Why This Matters for Your Own Life

The Japanese aesthetic of impermanence is not just a museum piece. It offers a different way of seeing the world around you, especially the things you might otherwise overlook. That old bicycle with the chipped paint, the frayed corner of a favorite blanket, the way your friend’s laugh changes as they grow up — none of these are perfect, and none will last. Yet they are beautiful precisely because they are passing.
When you understand mono no aware, a wilting flower can feel more precious than a fresh one, because it reminds you that the bloom was real and limited. When you get the idea of wabi, you might notice that the emptiness of your room, with just a few things you love, can feel more restful than a space crammed with glossy new gadgets. And sabi might make you appreciate the worn path in the park, the old tree with its twisted bark, or the hand-me-down jacket with its soft, faded color — things that carry a quiet story of time.
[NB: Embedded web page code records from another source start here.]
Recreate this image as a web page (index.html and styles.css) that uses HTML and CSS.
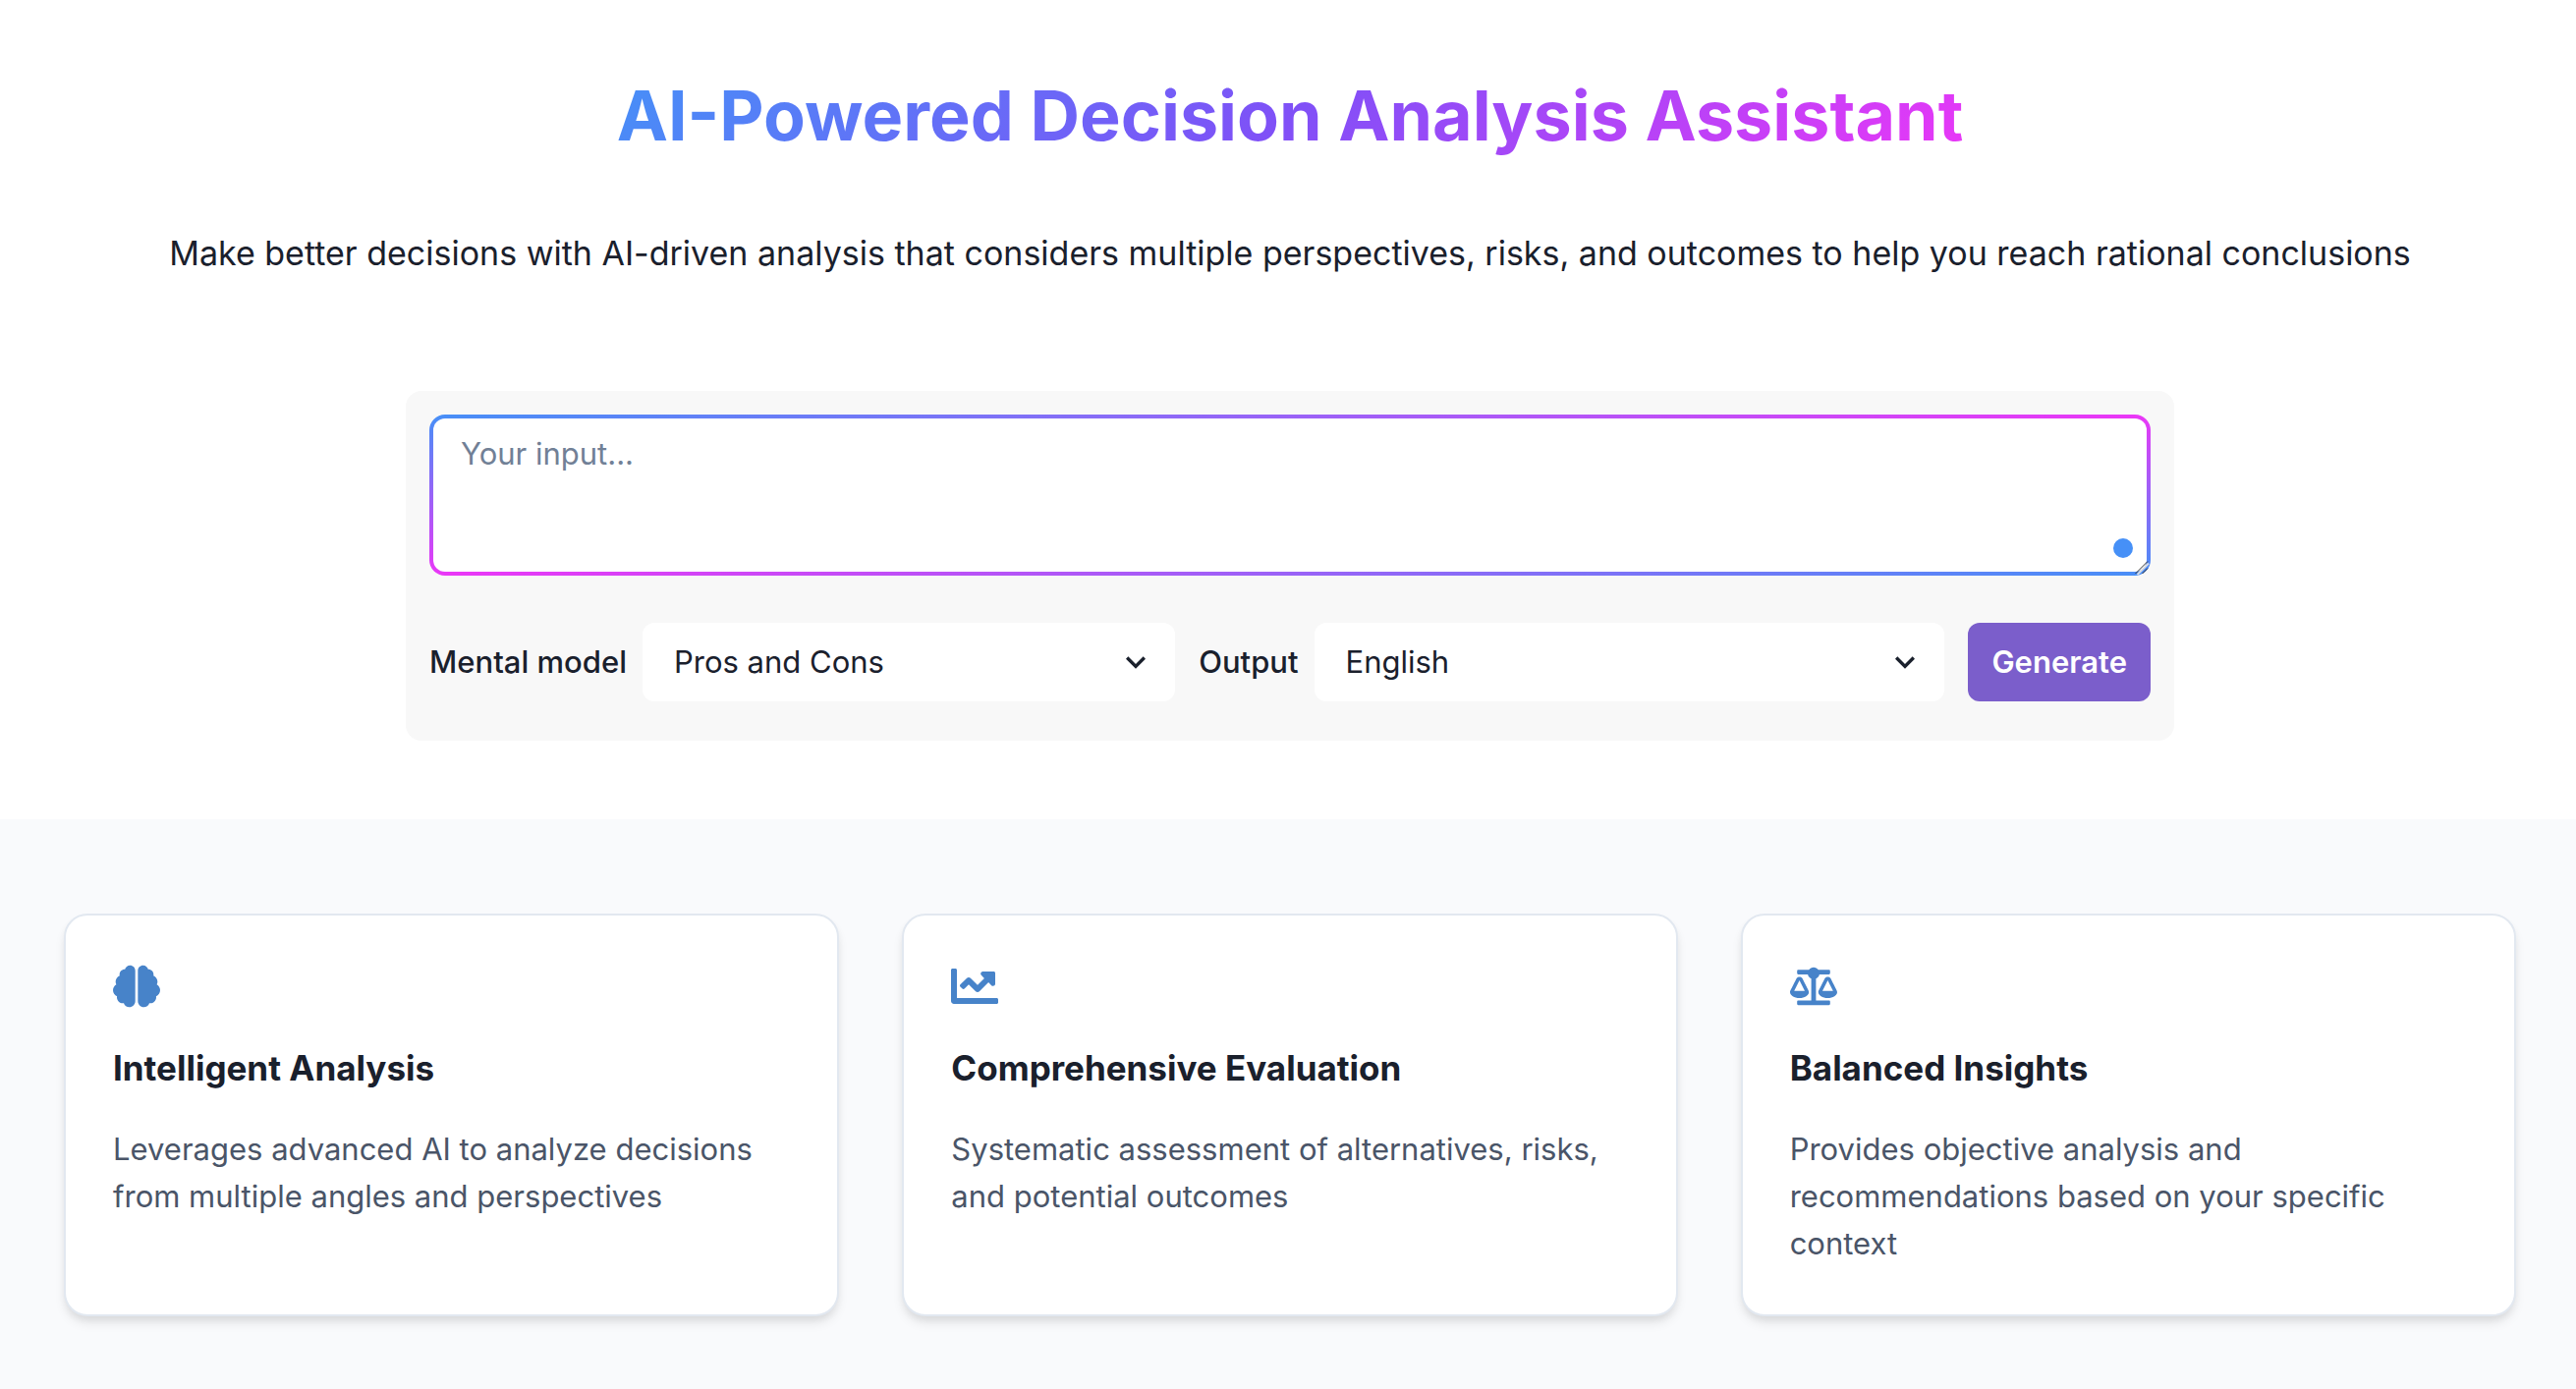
FILE: index.html
```html
<!DOCTYPE html>
<html lang="en">
<head>
<meta charset="utf-8">
<meta name="viewport" content="width=device-width, initial-scale=1">
<title>AI-Powered Decision Analysis Assistant</title>
<link rel="stylesheet" href="styles.css">
</head>
<body>
<main class="page">
  <section class="hero">
    <h1 class="hero-title">AI-Powered Decision Analysis Assistant</h1>
    <p class="hero-text">Make better decisions with AI-driven analysis that considers multiple perspectives, risks, and outcomes to help you reach rational conclusions</p>
    <form class="panel">
      <div class="input-wrap">
        <textarea class="input" aria-label="Your input" placeholder="Your input..."></textarea>
        <span class="dot"></span>
        <svg class="grip" viewBox="0 0 16 16" aria-hidden="true"><path class="grip-light" d="M3.5 15L15 3.5"/><path class="grip-dark" d="M1.500 14L14 1.500M8.500 14L14 8.500"/></svg>
      </div>
      <div class="controls">
        <div class="field">
          <label class="label" for="model">Mental model</label>
          <div class="select-wrap">
            <select class="select" id="model"><option>Pros and Cons</option></select>
            <svg class="chevron" viewBox="0 0 24 24" aria-hidden="true"><path d="M16.59 8.59L12 13.17 7.41 8.59 6 10l6 6 6-6z"/></svg>
          </div>
        </div>
        <div class="field">
          <label class="label" for="output">Output</label>
          <div class="select-wrap">
            <select class="select" id="output"><option>English</option></select>
            <svg class="chevron" viewBox="0 0 24 24" aria-hidden="true"><path d="M16.59 8.59L12 13.17 7.41 8.59 6 10l6 6 6-6z"/></svg>
          </div>
        </div>
        <button class="button" type="button">Generate</button>
      </div>
    </form>
  </section>
  <section class="features">
    <article class="card">
      <svg class="card-icon" viewBox="0 0 576 512" aria-hidden="true"><path d="M208 0c-29.9 0-54.7 20.5-61.8 48.2-.8 0-1.4-.2-2.2-.2-35.3 0-64 28.7-64 64 0 4.8.6 9.5 1.7 14C52.5 138 32 166.6 32 200c0 12.6 3.2 24.3 8.3 34.9C16.3 248.7 0 274.3 0 304c0 33.3 20.4 61.9 49.4 73.9-.9 4.6-1.4 9.3-1.4 14.1 0 39.8 32.2 72 72 72 4.1 0 8.1-.5 12-1.2 9.6 28.5 36.2 49.2 68 49.2 39.8 0 72-32.2 72-72V64c0-35.3-28.7-64-64-64zm368 304c0-29.7-16.3-55.3-40.3-69.1 5.2-10.6 8.3-22.3 8.3-34.9 0-33.4-20.5-62-49.7-74 1-4.5 1.7-9.2 1.7-14 0-35.3-28.7-64-64-64-.8 0-1.5.2-2.2.2C422.7 20.5 397.9 0 368 0c-35.3 0-64 28.6-64 64v376c0 39.8 32.2 72 72 72 31.8 0 58.4-20.7 68-49.2 3.9.7 7.9 1.2 12 1.2 39.8 0 72-32.2 72-72 0-4.8-.5-9.5-1.4-14.1 29-12 49.4-40.6 49.4-73.9z"/></svg>
      <h2 class="card-title">Intelligent Analysis</h2>
      <p class="card-text">Leverages advanced AI to analyze decisions from multiple angles and perspectives</p>
    </article>
    <article class="card">
      <svg class="card-icon" viewBox="0 0 512 512" aria-hidden="true"><path d="M496 384H64V80c0-8.84-7.16-16-16-16H16C7.16 64 0 71.16 0 80v336c0 17.67 14.33 32 32 32h464c8.84 0 16-7.16 16-16v-32c0-8.84-7.16-16-16-16zM464 96H345.94c-21.38 0-32.09 25.85-16.97 40.97l32.4 32.4L288 242.75l-73.37-73.37c-12.5-12.5-32.76-12.5-45.25 0l-68.69 68.69c-6.25 6.25-6.25 16.38 0 22.63l22.62 22.62c6.25 6.25 16.38 6.25 22.63 0L192 237.25l73.37 73.37c12.5 12.5 32.76 12.5 45.25 0l96-96 32.4 32.4c15.12 15.12 40.97 4.41 40.97-16.97V112c.01-8.84-7.15-16-15.99-16z"/></svg>
      <h2 class="card-title">Comprehensive Evaluation</h2>
      <p class="card-text">Systematic assessment of alternatives, risks, and potential outcomes</p>
    </article>
    <article class="card">
      <svg class="card-icon" viewBox="0 0 640 512" aria-hidden="true"><path d="M256 336h-.02c0-16.18 1.34-8.73-85.05-181.51-17.65-35.29-68.19-35.36-85.87 0C-2.06 328.75.02 320.33.02 336H0c0 44.18 57.31 80 128 80s128-35.82 128-80zM128 176l72 144H56l72-144zm511.98 160c0-16.18 1.34-8.73-85.05-181.51-17.65-35.29-68.19-35.36-85.87 0-87.12 174.26-85.04 165.84-85.04 181.51H384c0 44.18 57.31 80 128 80s128-35.82 128-80h-.02zM440 320l72-144 72 144H440zm88 128H352V153.25c23.51-10.29 41.16-31.48 46.39-57.25H528c8.84 0 16-7.16 16-16V48c0-8.84-7.16-16-16-16H383.64C369.04 12.68 346.09 0 320 0s-49.04 12.68-63.64 32H112c-8.84 0-16 7.16-16 16v32c0 8.84 7.16 16 16 16h129.61c5.23 25.76 22.87 46.96 46.39 57.25V448H112c-8.84 0-16 7.16-16 16v32c0 8.84 7.16 16 16 16h416c8.84 0 16-7.16 16-16v-32c0-8.84-7.16-16-16-16z"/></svg>
      <h2 class="card-title">Balanced Insights</h2>
      <p class="card-text">Provides objective analysis and recommendations based on your specific context</p>
    </article>
  </section>
</main>
</body>
</html>
```

FILE: styles.css
```css
* { box-sizing: border-box; }
body {
  margin: 0;
  color: #1a202c;
  background: #fff;
  font: 400 31px/48px Inter, "Liberation Sans", sans-serif;
}
h1, h2, p { margin: 0; }
.page { min-height: 100vh; display: flex; flex-direction: column; }
.hero {
  display: flex;
  flex-direction: column;
  align-items: center;
  padding: 70px 60px 80px 64px;
}
.hero-title {
  font-size: 70px;
  line-height: 96px;
  font-weight: 700;
  color: transparent;
  background: linear-gradient(135deg, #4690f7, #8050f7, #ea37f7);
  background-clip: text;
  -webkit-background-clip: text;
}
.hero-text { margin-top: 64px; font-size: 34px; line-height: 56px; text-align: center; }
.panel {
  width: 100%;
  max-width: 1800px;
  margin-top: 112px;
  padding: 24px 24px 40px;
  border-radius: 16px;
  background: #f8f8f8;
}
.input-wrap { position: relative; display: flex; }
.input {
  width: 100%;
  height: 164px;
  padding: 12px 28px;
  border: 4px solid transparent;
  border-radius: 16px;
  outline: 0;
  color: inherit;
  font: inherit;
  resize: vertical;
  background:
    linear-gradient(#fff, #fff) padding-box,
    linear-gradient(to bottom right, #4690f7, #ea37f7, #4690f7) border-box;
}
.input::placeholder { color: #718096; opacity: 1; }
.input::-webkit-resizer { background: transparent; }
.dot {
  position: absolute;
  right: 18px;
  bottom: 18px;
  width: 20px;
  height: 20px;
  border-radius: 50%;
  background: #4690f7;
}
.grip {
  position: absolute;
  right: 1px;
  bottom: 0;
  width: 16px;
  height: 16px;
  fill: none;
  pointer-events: none;
}
.grip-dark { stroke: #333; stroke-width: 1; }
.grip-light { stroke: #d8dce2; stroke-width: 2; }
.controls { display: flex; gap: 24px; margin-top: 48px; }
.field { flex: 1; display: flex; align-items: center; gap: 16px; }
.label { font-weight: 500; white-space: nowrap; }
.select-wrap { position: relative; flex: 1; }
.select {
  display: block;
  appearance: none;
  width: 100%;
  height: 80px;
  padding: 0 64px 0 32px;
  border: 0;
  border-radius: 12px;
  color: inherit;
  background: #fff;
  font: inherit;
}
.chevron {
  position: absolute;
  right: 20px;
  top: 20px;
  width: 40px;
  height: 40px;
  fill: currentColor;
  pointer-events: none;
}
.button {
  height: 80px;
  padding: 0 24px;
  border: 0;
  border-radius: 12px;
  color: #fff;
  background: #7b5ecb;
  font: inherit;
  font-weight: 600;
}
.features {
  flex: 1;
  display: grid;
  grid-template-columns: repeat(3, 1fr);
  align-content: start;
  gap: 64px;
  padding: 96px 61px 72px 65px;
  background: #f9fafc;
}
.card {
  padding: 48px;
  border: 2px solid #e2e8f0;
  border-radius: 24px;
  background: #fff;
  box-shadow: 0 8px 12px -2px rgba(0, 0, 0, .1), 0 4px 8px -2px rgba(0, 0, 0, .06);
}
.card-icon { display: block; width: 48px; height: 48px; fill: #4783c9; }
.card-title { margin-top: 32px; font-size: 35px; line-height: 54px; font-weight: 700; }
.card-text { margin-top: 32px; color: #4a5568; }
```
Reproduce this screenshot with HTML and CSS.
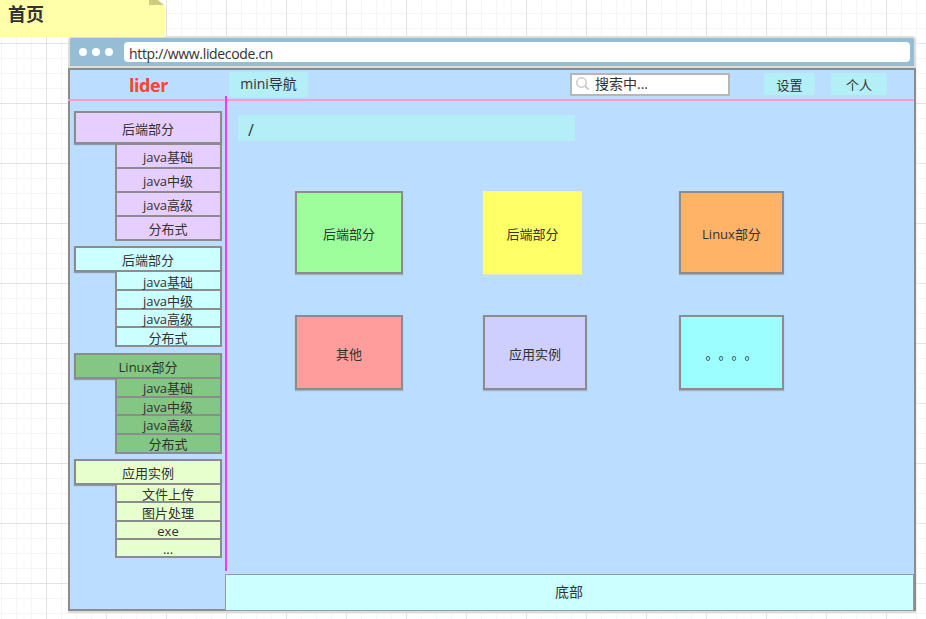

These ideas do not ask you to stop enjoying what is bright or new. They simply add another layer to your vision, a way of finding depth and calm in a world that is always changing. Next time you see cherry blossoms falling, or a cracked mug still holding your drink just fine, you may feel a little of what Kenkō and Rikyū felt: not sadness alone, but a full, rich appreciation for a life that will not stay still.
Think about it
- Think of an object you own that is old or broken but that you love anyway. What makes it special to you?
- If everything in the world lasted forever, do you think we would appreciate anything as much? Why or why not?
- Some people say “new is always better.” After learning about wabi and sabi, do you still agree? Why might an old, worn thing be worth keeping?